▸ **Objective**:
Extract the first line through the line containing "number; value: string" from the listing below, exactly as written.

————

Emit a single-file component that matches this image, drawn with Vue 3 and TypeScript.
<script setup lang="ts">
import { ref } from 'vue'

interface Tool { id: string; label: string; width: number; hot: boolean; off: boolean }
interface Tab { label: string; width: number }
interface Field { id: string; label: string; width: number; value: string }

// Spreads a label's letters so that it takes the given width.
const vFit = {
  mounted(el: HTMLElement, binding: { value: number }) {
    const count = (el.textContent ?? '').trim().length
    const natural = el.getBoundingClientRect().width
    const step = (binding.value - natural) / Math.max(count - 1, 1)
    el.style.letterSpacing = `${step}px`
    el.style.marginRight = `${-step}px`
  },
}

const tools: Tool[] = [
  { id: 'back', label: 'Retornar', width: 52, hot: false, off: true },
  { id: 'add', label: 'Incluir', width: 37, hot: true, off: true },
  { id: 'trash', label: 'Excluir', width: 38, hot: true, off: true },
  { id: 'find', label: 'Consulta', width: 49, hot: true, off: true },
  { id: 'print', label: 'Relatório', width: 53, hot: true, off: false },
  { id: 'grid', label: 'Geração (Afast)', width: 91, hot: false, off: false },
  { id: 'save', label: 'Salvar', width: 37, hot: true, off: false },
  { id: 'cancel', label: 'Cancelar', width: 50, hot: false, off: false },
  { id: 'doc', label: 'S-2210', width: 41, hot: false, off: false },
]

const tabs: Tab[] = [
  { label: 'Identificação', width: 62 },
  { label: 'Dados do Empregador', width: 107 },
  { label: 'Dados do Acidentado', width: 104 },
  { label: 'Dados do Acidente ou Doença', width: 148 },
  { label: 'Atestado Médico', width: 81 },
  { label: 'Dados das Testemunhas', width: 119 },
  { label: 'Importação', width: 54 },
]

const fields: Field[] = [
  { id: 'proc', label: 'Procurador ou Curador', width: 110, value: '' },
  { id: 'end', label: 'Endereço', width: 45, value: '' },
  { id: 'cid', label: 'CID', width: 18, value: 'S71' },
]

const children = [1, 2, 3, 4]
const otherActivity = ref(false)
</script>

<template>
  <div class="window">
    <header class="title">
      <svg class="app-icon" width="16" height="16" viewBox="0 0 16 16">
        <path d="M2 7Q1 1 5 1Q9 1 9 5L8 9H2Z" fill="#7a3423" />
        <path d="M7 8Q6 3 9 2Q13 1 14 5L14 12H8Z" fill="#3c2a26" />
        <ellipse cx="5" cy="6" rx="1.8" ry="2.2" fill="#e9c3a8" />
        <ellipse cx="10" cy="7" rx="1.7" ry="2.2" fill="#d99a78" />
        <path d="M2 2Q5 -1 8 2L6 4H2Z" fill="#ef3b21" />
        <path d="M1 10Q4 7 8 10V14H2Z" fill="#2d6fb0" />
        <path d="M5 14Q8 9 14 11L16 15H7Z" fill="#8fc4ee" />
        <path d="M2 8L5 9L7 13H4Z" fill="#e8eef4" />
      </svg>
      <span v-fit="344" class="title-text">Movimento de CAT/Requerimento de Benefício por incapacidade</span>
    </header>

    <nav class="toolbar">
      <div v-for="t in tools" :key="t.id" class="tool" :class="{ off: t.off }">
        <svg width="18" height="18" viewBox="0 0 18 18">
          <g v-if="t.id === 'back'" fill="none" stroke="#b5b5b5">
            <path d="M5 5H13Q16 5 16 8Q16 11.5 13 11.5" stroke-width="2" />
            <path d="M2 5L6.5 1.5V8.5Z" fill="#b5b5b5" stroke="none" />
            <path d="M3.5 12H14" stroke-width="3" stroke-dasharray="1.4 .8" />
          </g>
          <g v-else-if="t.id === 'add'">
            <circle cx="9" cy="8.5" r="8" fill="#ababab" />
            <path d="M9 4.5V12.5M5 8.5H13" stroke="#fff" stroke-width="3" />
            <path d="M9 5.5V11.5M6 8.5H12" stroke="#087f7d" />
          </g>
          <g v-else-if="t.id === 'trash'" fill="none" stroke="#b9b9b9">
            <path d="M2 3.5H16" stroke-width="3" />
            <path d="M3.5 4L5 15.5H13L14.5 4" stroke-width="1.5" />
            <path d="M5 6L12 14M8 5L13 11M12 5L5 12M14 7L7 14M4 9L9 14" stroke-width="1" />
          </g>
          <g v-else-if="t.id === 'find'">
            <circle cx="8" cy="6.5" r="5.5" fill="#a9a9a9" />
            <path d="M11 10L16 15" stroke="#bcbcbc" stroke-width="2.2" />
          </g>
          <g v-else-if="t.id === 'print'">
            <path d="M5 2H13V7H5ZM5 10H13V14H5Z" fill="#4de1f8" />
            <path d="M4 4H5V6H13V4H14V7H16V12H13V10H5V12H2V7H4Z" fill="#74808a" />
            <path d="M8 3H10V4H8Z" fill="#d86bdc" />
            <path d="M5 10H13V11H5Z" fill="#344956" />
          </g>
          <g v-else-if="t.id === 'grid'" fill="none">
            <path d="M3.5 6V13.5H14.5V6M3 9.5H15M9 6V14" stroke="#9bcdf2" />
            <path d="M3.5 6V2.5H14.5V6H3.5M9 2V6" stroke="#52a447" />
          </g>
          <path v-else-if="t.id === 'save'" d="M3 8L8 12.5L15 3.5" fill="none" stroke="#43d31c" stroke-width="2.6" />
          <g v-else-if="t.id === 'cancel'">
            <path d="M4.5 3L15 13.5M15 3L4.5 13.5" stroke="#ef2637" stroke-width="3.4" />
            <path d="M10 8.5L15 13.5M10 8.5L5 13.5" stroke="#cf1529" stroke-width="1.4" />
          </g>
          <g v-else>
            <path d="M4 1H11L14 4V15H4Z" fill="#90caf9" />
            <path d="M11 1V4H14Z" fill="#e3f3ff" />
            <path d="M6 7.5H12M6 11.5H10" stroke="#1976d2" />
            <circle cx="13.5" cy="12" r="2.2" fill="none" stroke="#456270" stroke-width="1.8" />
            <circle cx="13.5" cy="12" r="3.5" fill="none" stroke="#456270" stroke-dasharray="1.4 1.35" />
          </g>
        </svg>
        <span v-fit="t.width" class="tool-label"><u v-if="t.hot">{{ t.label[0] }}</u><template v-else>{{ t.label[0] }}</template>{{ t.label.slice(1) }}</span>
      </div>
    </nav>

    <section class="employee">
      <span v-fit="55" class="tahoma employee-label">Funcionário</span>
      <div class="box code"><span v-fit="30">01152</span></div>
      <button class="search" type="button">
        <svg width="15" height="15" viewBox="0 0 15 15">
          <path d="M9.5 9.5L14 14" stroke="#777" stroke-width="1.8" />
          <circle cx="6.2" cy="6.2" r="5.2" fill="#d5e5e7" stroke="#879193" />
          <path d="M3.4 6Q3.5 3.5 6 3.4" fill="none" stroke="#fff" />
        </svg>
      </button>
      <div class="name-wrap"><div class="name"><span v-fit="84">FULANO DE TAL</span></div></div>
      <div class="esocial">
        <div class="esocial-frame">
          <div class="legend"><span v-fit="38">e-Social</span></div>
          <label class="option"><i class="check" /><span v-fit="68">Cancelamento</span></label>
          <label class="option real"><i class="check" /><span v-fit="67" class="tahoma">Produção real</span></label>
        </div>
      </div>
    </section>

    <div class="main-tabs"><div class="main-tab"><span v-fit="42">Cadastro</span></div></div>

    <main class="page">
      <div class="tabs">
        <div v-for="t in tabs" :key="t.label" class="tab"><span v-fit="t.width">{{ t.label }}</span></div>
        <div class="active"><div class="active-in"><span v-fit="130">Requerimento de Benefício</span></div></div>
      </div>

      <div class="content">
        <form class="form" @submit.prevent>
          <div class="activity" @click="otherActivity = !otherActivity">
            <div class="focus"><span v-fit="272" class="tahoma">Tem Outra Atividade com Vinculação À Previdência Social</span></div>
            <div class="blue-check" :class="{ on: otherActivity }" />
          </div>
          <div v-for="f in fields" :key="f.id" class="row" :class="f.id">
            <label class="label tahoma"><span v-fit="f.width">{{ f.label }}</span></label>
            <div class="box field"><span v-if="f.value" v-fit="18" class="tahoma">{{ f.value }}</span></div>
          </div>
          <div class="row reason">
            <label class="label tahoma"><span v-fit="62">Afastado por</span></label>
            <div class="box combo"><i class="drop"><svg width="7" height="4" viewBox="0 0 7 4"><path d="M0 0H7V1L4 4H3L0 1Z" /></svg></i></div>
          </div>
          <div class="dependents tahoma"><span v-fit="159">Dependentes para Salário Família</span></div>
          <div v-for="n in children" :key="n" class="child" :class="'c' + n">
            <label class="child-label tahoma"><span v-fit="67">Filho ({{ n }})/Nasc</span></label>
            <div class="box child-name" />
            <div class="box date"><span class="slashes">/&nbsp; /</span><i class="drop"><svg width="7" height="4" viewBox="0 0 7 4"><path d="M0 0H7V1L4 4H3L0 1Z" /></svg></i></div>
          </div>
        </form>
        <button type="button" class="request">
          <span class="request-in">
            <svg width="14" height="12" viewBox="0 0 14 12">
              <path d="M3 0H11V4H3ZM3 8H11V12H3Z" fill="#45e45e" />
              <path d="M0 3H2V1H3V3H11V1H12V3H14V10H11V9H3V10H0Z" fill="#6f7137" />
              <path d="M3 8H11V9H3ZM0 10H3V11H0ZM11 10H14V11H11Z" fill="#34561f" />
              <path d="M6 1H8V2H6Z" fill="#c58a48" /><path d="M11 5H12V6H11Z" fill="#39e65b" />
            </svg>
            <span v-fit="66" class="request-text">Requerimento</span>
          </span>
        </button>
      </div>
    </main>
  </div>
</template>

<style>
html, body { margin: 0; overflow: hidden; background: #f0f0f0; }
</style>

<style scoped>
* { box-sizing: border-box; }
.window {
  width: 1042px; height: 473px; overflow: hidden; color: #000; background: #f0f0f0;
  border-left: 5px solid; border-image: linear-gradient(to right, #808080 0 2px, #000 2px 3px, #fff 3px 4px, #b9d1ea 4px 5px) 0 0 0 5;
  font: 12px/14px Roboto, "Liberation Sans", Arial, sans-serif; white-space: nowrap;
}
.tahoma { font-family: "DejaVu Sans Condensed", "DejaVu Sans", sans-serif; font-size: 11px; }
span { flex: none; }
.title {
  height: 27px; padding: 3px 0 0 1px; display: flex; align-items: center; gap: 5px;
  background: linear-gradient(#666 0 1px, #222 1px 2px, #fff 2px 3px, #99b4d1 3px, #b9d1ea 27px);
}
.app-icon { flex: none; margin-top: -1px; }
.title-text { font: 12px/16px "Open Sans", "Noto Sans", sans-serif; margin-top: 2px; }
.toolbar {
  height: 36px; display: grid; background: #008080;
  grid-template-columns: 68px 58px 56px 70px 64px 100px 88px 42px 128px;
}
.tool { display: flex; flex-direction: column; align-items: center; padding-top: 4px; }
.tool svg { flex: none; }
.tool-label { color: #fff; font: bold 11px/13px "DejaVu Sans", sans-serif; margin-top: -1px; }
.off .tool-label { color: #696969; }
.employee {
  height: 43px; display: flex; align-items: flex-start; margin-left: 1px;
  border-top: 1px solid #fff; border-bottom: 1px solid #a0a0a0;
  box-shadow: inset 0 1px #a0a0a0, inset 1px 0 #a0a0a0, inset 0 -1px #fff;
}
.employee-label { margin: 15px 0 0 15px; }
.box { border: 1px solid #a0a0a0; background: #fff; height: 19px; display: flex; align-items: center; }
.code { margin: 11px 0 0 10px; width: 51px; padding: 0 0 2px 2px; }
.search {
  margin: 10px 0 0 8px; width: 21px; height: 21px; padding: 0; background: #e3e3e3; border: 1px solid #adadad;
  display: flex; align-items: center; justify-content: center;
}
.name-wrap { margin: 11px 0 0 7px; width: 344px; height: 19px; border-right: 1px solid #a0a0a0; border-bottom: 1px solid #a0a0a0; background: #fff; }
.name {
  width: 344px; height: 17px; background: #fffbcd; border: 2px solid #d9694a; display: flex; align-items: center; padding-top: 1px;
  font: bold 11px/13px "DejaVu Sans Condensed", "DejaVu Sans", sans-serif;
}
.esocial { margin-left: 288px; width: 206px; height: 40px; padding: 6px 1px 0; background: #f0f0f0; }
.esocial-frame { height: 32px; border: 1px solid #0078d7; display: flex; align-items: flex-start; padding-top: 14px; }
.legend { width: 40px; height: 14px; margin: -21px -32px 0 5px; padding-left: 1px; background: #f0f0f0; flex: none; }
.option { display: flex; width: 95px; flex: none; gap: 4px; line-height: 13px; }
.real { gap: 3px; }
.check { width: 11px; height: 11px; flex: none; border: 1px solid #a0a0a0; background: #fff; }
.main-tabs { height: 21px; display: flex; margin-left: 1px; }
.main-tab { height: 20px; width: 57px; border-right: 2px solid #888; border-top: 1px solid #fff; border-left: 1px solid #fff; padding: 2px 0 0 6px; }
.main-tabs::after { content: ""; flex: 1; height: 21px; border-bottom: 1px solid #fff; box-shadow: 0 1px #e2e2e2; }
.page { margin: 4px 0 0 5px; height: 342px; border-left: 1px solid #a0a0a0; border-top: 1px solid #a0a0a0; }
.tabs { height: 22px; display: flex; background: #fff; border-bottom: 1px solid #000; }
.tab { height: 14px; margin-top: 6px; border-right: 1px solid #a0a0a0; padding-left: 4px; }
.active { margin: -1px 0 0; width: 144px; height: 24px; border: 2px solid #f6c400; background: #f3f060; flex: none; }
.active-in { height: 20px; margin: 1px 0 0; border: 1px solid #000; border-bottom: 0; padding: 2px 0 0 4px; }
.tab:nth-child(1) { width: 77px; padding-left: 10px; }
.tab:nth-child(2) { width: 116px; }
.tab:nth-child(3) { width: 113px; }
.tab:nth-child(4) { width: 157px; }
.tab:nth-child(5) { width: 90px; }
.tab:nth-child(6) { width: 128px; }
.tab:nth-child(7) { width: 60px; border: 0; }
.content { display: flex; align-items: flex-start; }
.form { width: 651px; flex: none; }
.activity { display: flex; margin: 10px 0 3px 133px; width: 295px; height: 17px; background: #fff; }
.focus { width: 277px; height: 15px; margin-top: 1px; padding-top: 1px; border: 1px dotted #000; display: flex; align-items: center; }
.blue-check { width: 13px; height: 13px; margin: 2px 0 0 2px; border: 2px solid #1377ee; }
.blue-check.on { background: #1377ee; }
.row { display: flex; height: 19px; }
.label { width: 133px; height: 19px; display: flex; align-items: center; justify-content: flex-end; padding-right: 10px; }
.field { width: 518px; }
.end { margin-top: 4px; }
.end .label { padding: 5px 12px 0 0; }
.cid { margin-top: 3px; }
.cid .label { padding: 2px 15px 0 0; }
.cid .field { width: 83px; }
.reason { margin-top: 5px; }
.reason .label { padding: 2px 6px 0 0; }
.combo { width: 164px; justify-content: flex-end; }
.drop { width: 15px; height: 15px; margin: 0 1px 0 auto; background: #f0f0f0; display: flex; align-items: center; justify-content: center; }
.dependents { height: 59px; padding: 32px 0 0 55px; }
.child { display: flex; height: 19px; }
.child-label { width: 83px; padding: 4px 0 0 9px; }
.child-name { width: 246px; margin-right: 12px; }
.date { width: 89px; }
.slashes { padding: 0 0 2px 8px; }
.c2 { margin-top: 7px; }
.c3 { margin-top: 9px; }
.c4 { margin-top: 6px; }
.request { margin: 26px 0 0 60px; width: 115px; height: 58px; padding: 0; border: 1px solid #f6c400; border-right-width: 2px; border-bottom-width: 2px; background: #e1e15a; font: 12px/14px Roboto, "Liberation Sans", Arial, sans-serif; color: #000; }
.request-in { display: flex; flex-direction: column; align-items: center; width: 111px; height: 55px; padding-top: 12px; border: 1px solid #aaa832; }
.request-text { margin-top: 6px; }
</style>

————

▸ **Problem solution**:
Emit a single-file component that matches this image, drawn with Vue 3 and TypeScript.
<script setup lang="ts">
import { ref } from 'vue'

interface Tool { id: string; label: string; width: number; hot: boolean; off: boolean }
interface Tab { label: string; width: number }
interface Field { id: string; label: string; width: number; value: string }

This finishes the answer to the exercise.